EXERCISE OBJECTIVE:
Lines with "What React, TypeScript" and "number; name: string;" mark the range, both included. Reproduce exactly that stretch, without pictures.

RECORD LIST:

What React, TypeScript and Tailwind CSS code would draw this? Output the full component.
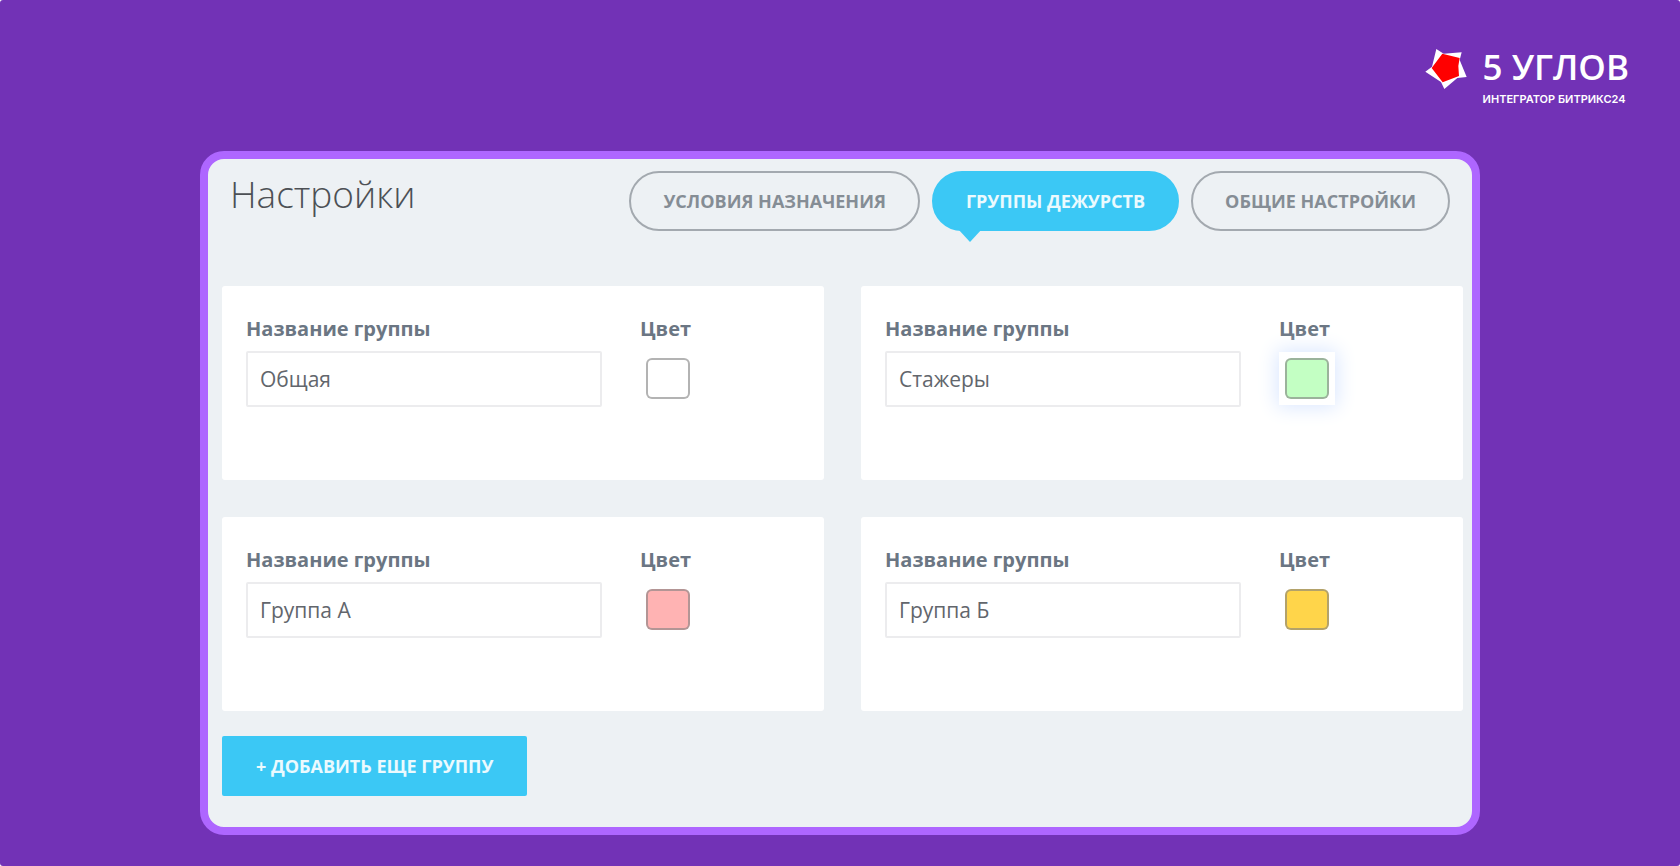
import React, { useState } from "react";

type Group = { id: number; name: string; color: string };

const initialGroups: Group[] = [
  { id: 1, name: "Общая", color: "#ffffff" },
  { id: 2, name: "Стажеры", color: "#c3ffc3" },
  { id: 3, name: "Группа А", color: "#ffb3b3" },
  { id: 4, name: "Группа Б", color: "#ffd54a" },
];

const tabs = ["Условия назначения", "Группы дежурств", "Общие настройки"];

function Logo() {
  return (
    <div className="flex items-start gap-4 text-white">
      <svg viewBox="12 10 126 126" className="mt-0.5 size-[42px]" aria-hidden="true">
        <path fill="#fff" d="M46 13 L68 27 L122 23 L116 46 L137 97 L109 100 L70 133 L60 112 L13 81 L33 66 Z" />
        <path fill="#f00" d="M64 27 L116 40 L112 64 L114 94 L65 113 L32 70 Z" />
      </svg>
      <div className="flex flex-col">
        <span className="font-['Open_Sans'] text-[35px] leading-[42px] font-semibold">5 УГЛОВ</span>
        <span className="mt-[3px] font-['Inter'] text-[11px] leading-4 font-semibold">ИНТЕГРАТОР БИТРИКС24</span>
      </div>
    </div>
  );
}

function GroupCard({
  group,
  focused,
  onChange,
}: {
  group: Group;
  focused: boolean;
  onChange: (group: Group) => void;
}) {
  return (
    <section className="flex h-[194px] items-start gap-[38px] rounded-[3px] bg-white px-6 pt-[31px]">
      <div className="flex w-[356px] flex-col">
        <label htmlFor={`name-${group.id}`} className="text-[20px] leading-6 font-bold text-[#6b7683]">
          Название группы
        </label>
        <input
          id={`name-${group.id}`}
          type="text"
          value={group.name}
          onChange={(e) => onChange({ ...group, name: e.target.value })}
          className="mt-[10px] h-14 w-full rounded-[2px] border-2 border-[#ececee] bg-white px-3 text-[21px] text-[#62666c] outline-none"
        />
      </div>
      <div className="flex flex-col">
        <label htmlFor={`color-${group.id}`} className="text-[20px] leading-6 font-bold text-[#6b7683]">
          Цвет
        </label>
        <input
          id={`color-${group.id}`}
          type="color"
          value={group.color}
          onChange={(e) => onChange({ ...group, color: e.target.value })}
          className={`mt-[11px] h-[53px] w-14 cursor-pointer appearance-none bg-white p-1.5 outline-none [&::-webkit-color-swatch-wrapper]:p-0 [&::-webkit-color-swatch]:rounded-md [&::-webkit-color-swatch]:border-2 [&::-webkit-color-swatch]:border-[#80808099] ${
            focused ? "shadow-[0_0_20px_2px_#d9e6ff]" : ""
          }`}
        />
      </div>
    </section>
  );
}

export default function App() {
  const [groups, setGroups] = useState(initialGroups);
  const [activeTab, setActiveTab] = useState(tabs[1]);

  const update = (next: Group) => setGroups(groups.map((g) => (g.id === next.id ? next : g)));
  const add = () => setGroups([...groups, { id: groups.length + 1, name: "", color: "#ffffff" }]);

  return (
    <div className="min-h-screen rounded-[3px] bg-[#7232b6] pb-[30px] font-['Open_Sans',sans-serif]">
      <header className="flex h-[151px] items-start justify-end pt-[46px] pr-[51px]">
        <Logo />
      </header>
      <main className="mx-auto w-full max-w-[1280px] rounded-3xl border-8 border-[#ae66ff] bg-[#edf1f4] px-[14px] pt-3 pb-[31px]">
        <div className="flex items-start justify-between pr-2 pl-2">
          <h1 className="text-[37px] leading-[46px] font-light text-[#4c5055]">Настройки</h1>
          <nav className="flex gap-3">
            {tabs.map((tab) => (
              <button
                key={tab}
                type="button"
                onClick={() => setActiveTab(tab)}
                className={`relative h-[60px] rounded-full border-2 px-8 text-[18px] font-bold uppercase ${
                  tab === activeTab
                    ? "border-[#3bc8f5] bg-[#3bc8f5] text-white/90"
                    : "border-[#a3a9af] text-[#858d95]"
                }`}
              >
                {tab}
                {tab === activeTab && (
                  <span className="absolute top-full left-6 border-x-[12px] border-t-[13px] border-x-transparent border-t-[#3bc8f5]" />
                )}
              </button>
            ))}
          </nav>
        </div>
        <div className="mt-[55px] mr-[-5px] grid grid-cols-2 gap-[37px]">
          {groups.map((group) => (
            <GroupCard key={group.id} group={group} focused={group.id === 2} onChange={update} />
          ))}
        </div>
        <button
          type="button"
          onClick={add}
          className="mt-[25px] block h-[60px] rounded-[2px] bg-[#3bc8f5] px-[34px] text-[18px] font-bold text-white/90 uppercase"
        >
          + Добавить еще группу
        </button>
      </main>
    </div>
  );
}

==

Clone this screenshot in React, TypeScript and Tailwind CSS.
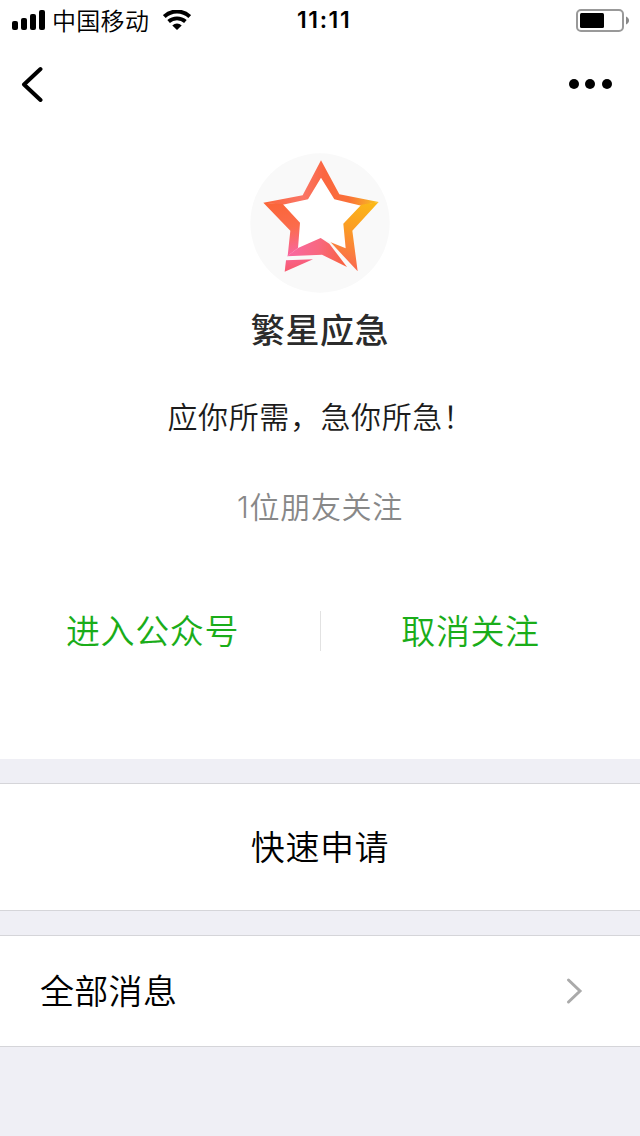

FINISHED EXERCISE:
What React, TypeScript and Tailwind CSS code would draw this? Output the full component.
import React, { useState } from "react";

type Group = { id: number; name: string; color: string };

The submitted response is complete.